As security forces entered the site to secure it for the Jewish visitors, Arabs launched fireworks, with Israeli forces responding by firing tear gas.
As Jewish visitors toured the site, Arabs barricaded inside the Aqsa Mosque and played the sound of rocket sirens and speeches by Hamas’s Izzadin al-Qassam Brigades spokesperson Abu Obeida. Arabs also shouted slogans at Jewish visitors and banged on the doors and windows of the mosque and the Dome of the Rock.
A number of Arabs were arrested during the Jewish visits.
A court on Monday extended the arrests of 20 suspects arrested for taking part in riots, attacking people, throwing stones and launching fireworks in the Old City of Jerusalem two days ago, according to police.
Sheikh Raed Salah, leader of the Northern Branch of the Islamic Movement – who was released from prison in December after serving time for inciting terrorism – visited the Temple Mount on Monday.
Salah stated while at the site that al-Aqsa is an “Islamic, Arab, Palestinian right,” and that the Israeli presence there is an “occupying presence, and therefore it is false and without legitimacy,” according to Palestinian media.
Thousands of right-wing activists marched Tuesday to Homesh to stake their claim to the remote West Bank hilltop that Israel abandoned 17-years ago.

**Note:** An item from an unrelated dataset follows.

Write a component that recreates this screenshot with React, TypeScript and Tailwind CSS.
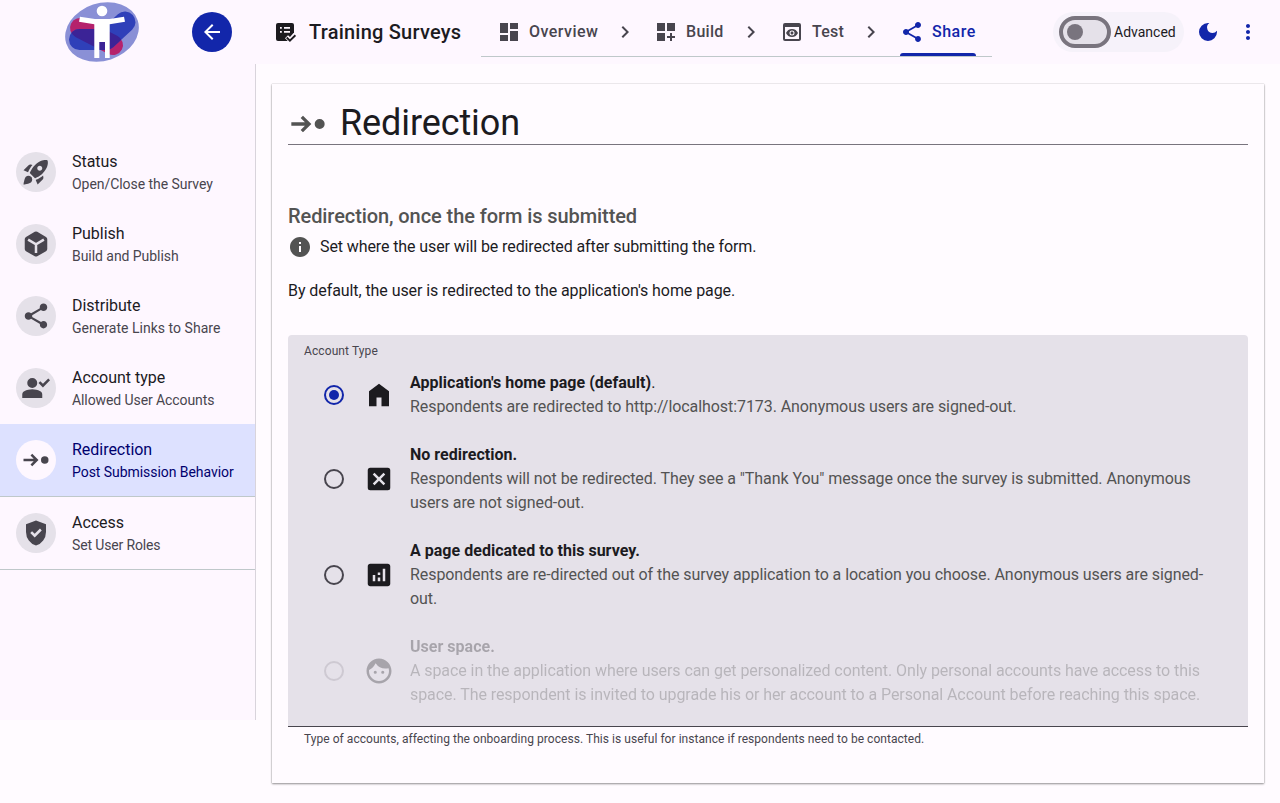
import React from "react";
import { MdDashboard, MdDashboardCustomize, MdPreview, MdShare, MdRocketLaunch, MdFace, MdAnalytics, MdDarkMode, MdMoreVert, MdChevronRight, MdArrowBack, MdInfo } from "react-icons/md";

type IconProps = { className?: string };

const Glyph = ({ d, className }: { d: string; className?: string }) => (
  <svg viewBox="0 0 24 24" fill="currentColor" fillRule="evenodd" className={className}>
    <path d={d} />
  </svg>
);

const StepIcon = (p: IconProps) => <Glyph {...p} d="M19 15a3 3 0 1 1 0-6 3 3 0 0 1 0 6zM9 17l-1.4-1.45L10.15 13H2v-2h8.15L7.6 8.4 9 7l5 5z" />;
const ShieldIcon = (p: IconProps) => <Glyph {...p} d="M12 22q-3.475-.875-5.737-3.988T4 11.1V5l8-3 8 3v6.1q0 3.8-2.262 6.913T12 22zM10.95 15.55l5.65-5.65-1.425-1.425-4.225 4.225-2.1-2.1L7.4 12z" />;
const PersonCheckIcon = (p: IconProps) => <Glyph {...p} d="M17.55 11.5 14 7.95l1.4-1.4 2.15 2.1 4.25-4.25 1.4 1.45zM9 12a4 4 0 1 1 0-8 4 4 0 0 1 0 8zM1 20v-2.8q0-.85.438-1.562T2.6 14.55q1.55-.775 3.15-1.162T9 13t3.25.388 3.15 1.162q.725.375 1.163 1.088T17 17.2V20z" />;
const HomeIcon = (p: IconProps) => <Glyph {...p} d="M4 21V9l8-6 8 6v12h-6v-7h-4v7z" />;
const CrossBoxIcon = (p: IconProps) => <Glyph {...p} d="M8.4 17l3.6-3.6 3.6 3.6 1.4-1.4-3.6-3.6L17 8.4 15.6 7 12 10.6 8.4 7 7 8.4l3.6 3.6L7 15.6zM5 21a2 2 0 0 1-2-2V5a2 2 0 0 1 2-2h14a2 2 0 0 1 2 2v14a2 2 0 0 1-2 2z" />;
const BoxIcon = ({ className }: IconProps) => (
  <svg viewBox="0 0 24 24" className={className}>
    <path fill="currentColor" d="M11 2.2a2 2 0 0 1 2 0l7 4.1a2 2 0 0 1 1 1.7v8a2 2 0 0 1-1 1.7l-7 4.1a2 2 0 0 1-2 0l-7-4.1A2 2 0 0 1 3 16V8a2 2 0 0 1 1-1.7z" />
    <path d="M5.7 8.500 12 12.200l6.300-3.700M12 12.200v7" fill="none" stroke="#e5e1e9" strokeWidth="2" />
  </svg>
);
const SurveyIcon = ({ className }: IconProps) => (
  <svg viewBox="0 0 24 24" className={className}>
    <rect x="3" y="3" width="18" height="18" rx="2" fill="currentColor" />
    <path d="M7 7h1.8v1.7H7zM11 7h6v1.7h-6zM7 11h1.8v1.7H7zM11 11h6v1.7h-6z" fill="#fef7ff" />
    <path d="m12 18.2 3-3 2 1.7L20.5 13H24v9h-8.2z" fill="#fef7ff" />
    <path d="m13.700 17.500 3.200 3.100 5.500-5.400" fill="none" stroke="currentColor" strokeWidth="1.9" />
  </svg>
);

const Logo = () => (
  <svg width="80" height="64" viewBox="0 0 80 64">
    <mask id="ribbon" maskUnits="userSpaceOnUse" x="0" y="0" width="80" height="64">
      <path d="M17.5 39.5H44L63 22" fill="none" stroke="#fff" strokeWidth="21" strokeLinecap="round" strokeLinejoin="round" />
    </mask>
    <ellipse cx="40" cy="32" rx="37.6" ry="28.8" fill="#8a90d6" transform="rotate(-18 40 32)" />
    <path d="M18 28 51 45" stroke="#b5226c" strokeWidth="20" strokeLinecap="round" />
    <path d="M17.5 39.5H44L63 22" fill="none" stroke="#2f40b9" strokeWidth="21" strokeLinecap="round" strokeLinejoin="round" />
    <path d="M18 28 51 45" stroke="#3b2396" strokeWidth="20" strokeLinecap="round" mask="url(#ribbon)" />
    <circle cx="40" cy="11" r="5.3" fill="#fff" />
    <path d="M18 16.7 33 19h14.500L62 16.700l1 5.100-15.300 2.400V58H43V42h-5.700v16h-5V24.200L17 21.800z" fill="#fff" />
  </svg>
);

const steps = [
  { label: "Overview", Icon: MdDashboard, width: "w-[101px]", tracking: "tracking-[0.45px]" },
  { label: "Build", Icon: MdDashboardCustomize, width: "w-[70px]", tracking: "tracking-[0.3px]" },
  { label: "Test", Icon: MdPreview, width: "w-[64px]", tracking: "tracking-[0.2px]" },
  { label: "Share", Icon: MdShare, width: "w-[76px]", tracking: "tracking-[0.5px]", active: true },
];

const nav = [
  { title: "Status", sub: "Open/Close the Survey", Icon: MdRocketLaunch },
  { title: "Publish", sub: "Build and Publish", Icon: BoxIcon },
  { title: "Distribute", sub: "Generate Links to Share", Icon: MdShare, tracking: "tracking-[0.03px]" },
  { title: "Account type", sub: "Allowed User Accounts", Icon: PersonCheckIcon, tracking: "tracking-[-0.09px]" },
  { title: "Redirection", sub: "Post Submission Behavior", Icon: StepIcon, active: true, line: true },
  { title: "Access", sub: "Set User Roles", Icon: ShieldIcon, line: true, tracking: "tracking-[-0.14px]" },
];

const options = [
  { title: "Application's home page (default)", tail: ".", text: "Respondents are redirected to http://localhost:7173. Anonymous users are signed-out.", Icon: HomeIcon, checked: true },
  { title: "No redirection.", text: "Respondents will not be redirected. They see a \"Thank You\" message once the survey is submitted. Anonymous users are not signed-out.", Icon: CrossBoxIcon },
  { title: "A page dedicated to this survey.", text: "Respondents are re-directed out of the survey application to a location you choose. Anonymous users are signed-out.", Icon: MdAnalytics },
  { title: "User space.", text: "A space in the application where users can get personalized content. Only personal accounts have access to this space. The respondent is invited to upgrade his or her account to a Personal Account before reaching this space.", Icon: MdFace, disabled: true },
];

function TopBar() {
  return (
    <header className="flex h-16 items-center bg-[#fef7ff]">
      <div className="ml-[62px] h-16 w-20"><Logo /></div>
      <button className="ml-[50px] grid size-10 place-items-center rounded-full bg-[#1226aa] text-white"><MdArrowBack className="size-6" /></button>
      <SurveyIcon className="ml-[41px] size-6" />
      <h1 className="ml-3 w-[172px] whitespace-nowrap text-[20px] font-medium tracking-[0.22px]">Training Surveys</h1>
      <nav className="mb-[7px] mt-auto flex h-[50px] w-[511px] border-b border-[#bfc8ca] pl-4">
        {steps.map(({ label, Icon, active, width, tracking }, i) => (
          <React.Fragment key={label}>
            {i > 0 && <MdChevronRight className="ml-[15px] mr-[17px] mt-[13px] size-6 shrink-0 text-[#48454e]" />}
            <a className={`flex h-[49px] shrink-0 flex-col justify-between ${width} ${active ? "text-[#1226aa]" : "text-[#48454e]"}`}>
              <span className={`mt-[13px] flex items-center gap-2 whitespace-nowrap text-[16px] font-medium leading-6 ${tracking}`}>
                <Icon className="size-6 shrink-0" />{label}
              </span>
              {active && <span className="h-[3px] rounded-t-[3px] bg-[#1226aa]" />}
            </a>
          </React.Fragment>
        ))}
      </nav>
      <div className="ml-[61px] flex h-10 w-[131px] items-center gap-[3px] rounded-full bg-[#f6f2fa] pl-[6px]">
        <span className="flex h-8 w-[52px] items-center rounded-full border-4 border-[#79747e] bg-[#e5e1e9] pl-1"><span className="size-4 rounded-full bg-[#79747e]" /></span>
        <span className="text-[14px]">Advanced</span>
      </div>
      <MdDarkMode className="ml-3 size-6 text-[#1226aa]" />
      <MdMoreVert className="ml-4 size-6 text-[#1226aa]" />
    </header>
  );
}

function SideNav() {
  return (
    <aside className="h-[656px] w-64 shrink-0 border-r border-[#d9d4dc] bg-[#fef7ff] pt-[72px]">
      {nav.map(({ title, sub, Icon, active, line, tracking }) => (
        <div key={title} className={`flex items-center gap-4 pl-4 ${line ? "h-[73px] border-b border-[#bfc8ca]" : "h-[72px]"} ${active ? "bg-[#dde1ff] text-[#00006e]" : ""}`}>
          <span className={`grid size-10 place-items-center rounded-full text-[#48454e] ${active ? "bg-[#fef7ff]" : "bg-[#e5e1e9]"}`}><Icon className="size-[30px]" /></span>
          <div className="whitespace-nowrap">
            <div className="text-[16px] leading-6 tracking-[-0.03px]">{title}</div>
            <div className={`text-[14px] leading-5 ${tracking ?? "tracking-[-0.05px]"} ${active ? "" : "text-[#48454e]"}`}>{sub}</div>
          </div>
        </div>
      ))}
    </aside>
  );
}

export default function App() {
  return (
    <div className="h-[803px] overflow-hidden bg-[#fffbff] font-['Roboto',sans-serif] text-[#1c1b1f]">
      <TopBar />
      <div className="flex">
        <SideNav />
        <main className="ml-4 mt-5 h-[699px] w-[992px] bg-[#fffbff] px-4 shadow-[0_1px_2px_0_rgba(0,0,0,0.4),0_0_1px_0_rgba(0,0,0,0.3)]">
          <div className="flex h-[61px] items-center border-b border-[#79747e] pt-[18px]">
            <StepIcon className="mt-px size-10 text-[#535353]" />
            <h2 className="ml-3 text-[36px] leading-[44px] tracking-[-0.1px]">Redirection</h2>
          </div>
          <h3 className="mt-[57px] text-[20px] font-medium leading-[28px] tracking-[-0.08px] text-[#535353]">Redirection, once the form is submitted</h3>
          <p className="mt-[5px] flex h-6 items-center gap-2 text-[16px] tracking-[-0.1px]"><MdInfo className="size-6 text-[#535353]" />Set where the user will be redirected after submitting the form.</p>
          <p className="mt-5 text-[16px] leading-6 tracking-[-0.075px]">By default, the user is redirected to the application's home page.</p>
          <section className="mt-8 h-[392px] rounded-t border-b border-[#48454e] bg-[#e5e1e9] px-4 pt-2">
            <div className="text-[12px] leading-4 tracking-[0.1px] text-[#48454e]">Account Type</div>
            <div className="flex flex-col gap-6 pt-3">
              {options.map(({ title, tail, text, Icon, checked, disabled }) => (
                <div key={title} className="flex items-center pl-5">
                  <span className={`grid size-5 shrink-0 place-items-center rounded-full border-2 ${checked ? "border-[#1226aa]" : "border-[#48454e]"} ${disabled ? "opacity-15" : ""}`}>
                    {checked && <span className="size-[10px] rounded-full bg-[#1226aa]" />}
                  </span>
                  <Icon className={`ml-5 size-[30px] shrink-0 ${disabled ? "opacity-30" : ""}`} />
                  <div className={`ml-4 w-[806px] text-[16px] leading-6 ${disabled ? "opacity-30" : ""}`}>
                    <div className="tracking-[0.02px]"><b>{title}</b>{tail}</div>
                    <div className="tracking-[-0.072px] text-[#535353]">{text}</div>
                  </div>
                </div>
              ))}
            </div>
          </section>
          <p className="ml-4 mt-1 text-[12px] leading-4 tracking-[0.045px] text-[#48454e]">Type of accounts, affecting the onboarding process. This is useful for instance if respondents need to be contacted.</p>
        </main>
      </div>
    </div>
  );
}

“We came to commit to settling all areas of the Land of Israel,” said MK Bezalel Smotrich.
Those at the march demanded that the government authorize the Homesh yeshiva, which is illegally located on the hilltop, and to rebuild the Homesh settlement that was destroyed in 2005 after the Gaza pullout.
Smotrich, head of the Religious Zionist Party, is among those politicians who want to see an all right-wing government replace the existing coalition that includes the Israeli-Arab party Ra’am.

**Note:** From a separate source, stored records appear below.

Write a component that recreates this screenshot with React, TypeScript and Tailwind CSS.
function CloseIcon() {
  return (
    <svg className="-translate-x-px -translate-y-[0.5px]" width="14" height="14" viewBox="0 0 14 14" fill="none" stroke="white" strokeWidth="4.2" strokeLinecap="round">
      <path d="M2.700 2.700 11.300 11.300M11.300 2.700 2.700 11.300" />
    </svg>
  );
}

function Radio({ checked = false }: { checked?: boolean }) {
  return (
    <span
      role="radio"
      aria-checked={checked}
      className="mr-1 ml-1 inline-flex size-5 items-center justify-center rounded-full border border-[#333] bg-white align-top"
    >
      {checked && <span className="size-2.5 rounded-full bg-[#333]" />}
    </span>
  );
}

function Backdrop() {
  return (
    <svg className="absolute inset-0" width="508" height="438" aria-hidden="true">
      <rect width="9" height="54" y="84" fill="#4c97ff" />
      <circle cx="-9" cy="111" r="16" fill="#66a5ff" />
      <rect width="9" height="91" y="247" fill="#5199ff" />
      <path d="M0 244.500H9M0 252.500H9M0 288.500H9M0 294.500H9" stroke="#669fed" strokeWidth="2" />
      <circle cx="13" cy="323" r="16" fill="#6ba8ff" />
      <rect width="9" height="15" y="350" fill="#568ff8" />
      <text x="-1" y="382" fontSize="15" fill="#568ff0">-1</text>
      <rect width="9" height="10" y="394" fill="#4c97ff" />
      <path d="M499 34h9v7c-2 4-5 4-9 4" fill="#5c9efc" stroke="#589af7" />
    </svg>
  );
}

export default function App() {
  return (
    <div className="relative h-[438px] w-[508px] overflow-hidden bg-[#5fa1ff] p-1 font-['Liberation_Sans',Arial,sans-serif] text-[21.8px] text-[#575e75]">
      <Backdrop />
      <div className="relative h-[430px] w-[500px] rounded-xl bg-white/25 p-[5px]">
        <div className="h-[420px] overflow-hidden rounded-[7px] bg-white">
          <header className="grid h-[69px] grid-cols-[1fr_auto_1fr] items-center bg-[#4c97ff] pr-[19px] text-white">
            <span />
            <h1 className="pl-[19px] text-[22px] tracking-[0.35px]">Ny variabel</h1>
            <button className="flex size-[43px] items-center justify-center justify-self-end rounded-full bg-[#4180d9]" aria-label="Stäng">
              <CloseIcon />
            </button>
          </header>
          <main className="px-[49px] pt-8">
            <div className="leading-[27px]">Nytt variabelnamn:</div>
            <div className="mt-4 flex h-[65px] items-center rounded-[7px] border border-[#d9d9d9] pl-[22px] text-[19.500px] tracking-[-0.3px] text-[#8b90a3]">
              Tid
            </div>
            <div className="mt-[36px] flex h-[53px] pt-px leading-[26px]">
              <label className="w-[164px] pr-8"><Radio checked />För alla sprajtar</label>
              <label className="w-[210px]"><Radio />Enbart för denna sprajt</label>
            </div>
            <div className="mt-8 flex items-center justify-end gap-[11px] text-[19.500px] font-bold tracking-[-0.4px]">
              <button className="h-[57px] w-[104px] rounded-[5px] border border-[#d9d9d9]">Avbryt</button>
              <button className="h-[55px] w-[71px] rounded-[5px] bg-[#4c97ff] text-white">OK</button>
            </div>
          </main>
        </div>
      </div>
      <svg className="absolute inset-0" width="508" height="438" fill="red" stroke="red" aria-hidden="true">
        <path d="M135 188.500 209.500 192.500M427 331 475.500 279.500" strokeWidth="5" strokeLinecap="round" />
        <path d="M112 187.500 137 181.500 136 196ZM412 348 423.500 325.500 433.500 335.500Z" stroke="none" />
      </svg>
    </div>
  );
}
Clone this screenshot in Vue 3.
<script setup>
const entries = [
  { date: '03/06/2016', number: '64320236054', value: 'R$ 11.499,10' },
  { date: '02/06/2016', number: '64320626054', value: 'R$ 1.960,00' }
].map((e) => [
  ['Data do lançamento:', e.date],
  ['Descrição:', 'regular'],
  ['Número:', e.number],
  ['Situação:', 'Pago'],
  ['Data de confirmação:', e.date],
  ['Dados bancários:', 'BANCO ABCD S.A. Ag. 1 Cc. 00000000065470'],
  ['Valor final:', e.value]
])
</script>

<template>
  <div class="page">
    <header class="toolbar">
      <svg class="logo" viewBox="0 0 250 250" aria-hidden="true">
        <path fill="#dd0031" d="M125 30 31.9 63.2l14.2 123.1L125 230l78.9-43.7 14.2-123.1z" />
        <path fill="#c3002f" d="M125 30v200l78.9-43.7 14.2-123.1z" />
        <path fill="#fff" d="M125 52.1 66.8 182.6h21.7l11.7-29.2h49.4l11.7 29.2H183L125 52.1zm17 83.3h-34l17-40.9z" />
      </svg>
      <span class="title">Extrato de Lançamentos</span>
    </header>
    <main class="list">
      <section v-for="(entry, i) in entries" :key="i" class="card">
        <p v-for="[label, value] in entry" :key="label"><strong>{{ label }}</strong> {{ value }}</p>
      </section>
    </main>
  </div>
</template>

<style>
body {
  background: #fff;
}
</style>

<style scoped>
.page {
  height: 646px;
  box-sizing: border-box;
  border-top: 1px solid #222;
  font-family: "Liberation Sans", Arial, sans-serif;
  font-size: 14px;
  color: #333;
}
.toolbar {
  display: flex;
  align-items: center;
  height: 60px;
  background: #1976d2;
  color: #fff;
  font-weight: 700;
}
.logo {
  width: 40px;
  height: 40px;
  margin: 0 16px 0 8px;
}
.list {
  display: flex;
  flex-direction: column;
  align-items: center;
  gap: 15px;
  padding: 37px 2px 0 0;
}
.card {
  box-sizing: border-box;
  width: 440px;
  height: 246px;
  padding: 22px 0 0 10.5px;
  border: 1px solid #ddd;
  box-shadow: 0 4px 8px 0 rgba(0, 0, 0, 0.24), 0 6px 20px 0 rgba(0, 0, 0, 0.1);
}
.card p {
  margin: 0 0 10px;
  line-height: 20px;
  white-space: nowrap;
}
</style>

“I have no expectations from this government that has surrendered to Islam,” said Smotrich.
Settlers and the Right have been braced for the IDF to evacuate the yeshiva.
Samaria Regional Council head Yossi Dagan said that “the thousands who came here today, did so to give a message to the government. Don’t touch Homesh.”
The IDF “must stop with the evictions and the checkpoints,” he said, adding that the “nation is with Homesh,” and pledged “we will rebuild it” along with the settlement of Sa-Nur, which was also destroyed in 2005.
“A government that abandons both the Negev and Homesh will be replaced with a government worthy of the people of Israel – a full right-wing government,” Dagan said.
MK Idit Silman (Yamina), who sparked a political crisis when she resigned from the coalition earlier this month, also participated in the march.
Other participants included relatives of terror victims from Homesh, including yeshiva student Yehuda Dimentman, 25, who was killed by a Palestinian gunman in December, and Shalom “Shuli” Har-Melekh, 25.